Currently, the terrestrial ecosystems can offset roughly 25% of human CO2 emissions every year, forming a so-called land carbon sink. The overarching goal of my research is to understand how this land carbon sink will change with climate change, and what is the best practice to maintain and enhance this carbon sink for climate change mitigation. My team’s and my current work is mostly focused on photosynthesis, as it is the start point of the terrestrial carbon cycle and determines other carbon fluxes, and as we still face substantial uncertainties in estimating photosynthesis for large regions.


What research projects are you currently working on?


My team and I are currently working on two projects aimed at advancing our understanding of the terrestrial carbon cycle in tropical Asia.

In one, we examine the structural and physiological traits of trees in Southeast Asia. These traits such as leaf nutrient content, chlorophyll, and leaf amount are the functioning blocks of ecosystems. With a good understanding of these traits, we would be able to quantify the carbon sequestration ability of tropical Asia ecosystems.

In the second project, we are investigating the joint impacts of climate change and land use on the carbon cycle in Southeast Asia.
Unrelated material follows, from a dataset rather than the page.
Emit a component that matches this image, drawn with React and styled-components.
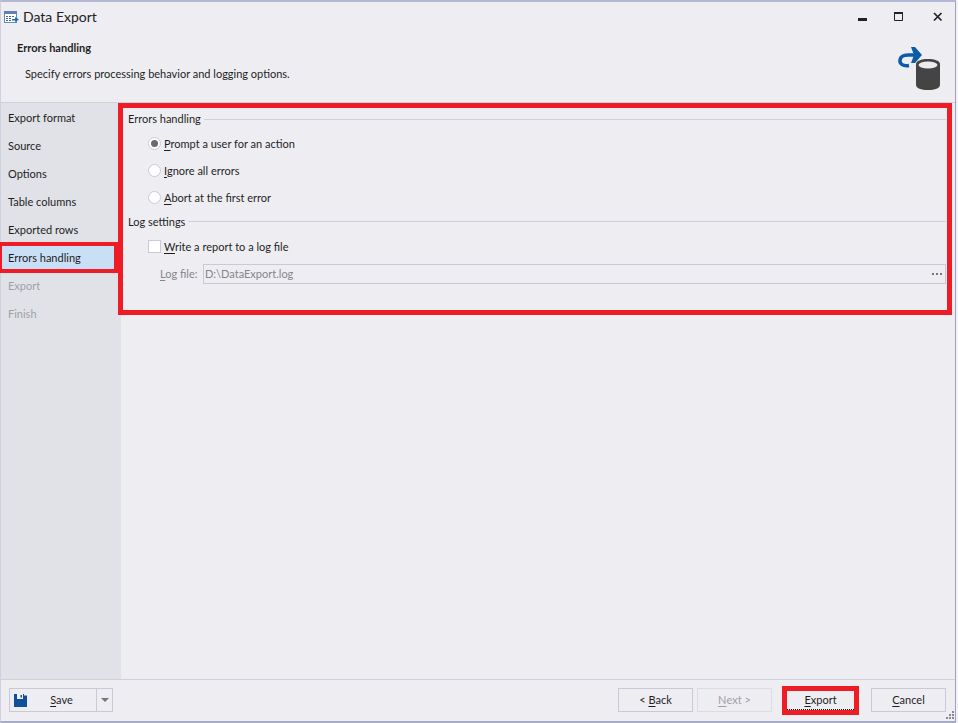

The main rationale is that Southeast Asia is a global hotspot of deforestation and it loses tons of carbon every year. We hope to uncover how much carbon could have been saved if we conserve these forests in a changing climate, to guide regional carbon restoration efforts.

In addition, we hope to develop a state-of-the-art carbon model specifically for tropical Asia for timely and accurate prediction of the regional carbon cycle. We are also looking to explore the long-term impacts of climate change on ecosystem functions and understand how much ecosystems have adjusted to climate change. We aim to establish advanced infrastructures, such as eddy covariance towers and solar-induced fluorescence sensors, in Singapore to monitor the land-atmosphere CO2 exchange of local ecosystems, and use the measurements to develop our ecological theories and support our studies on the terrestrial carbon cycle in tropical Asia.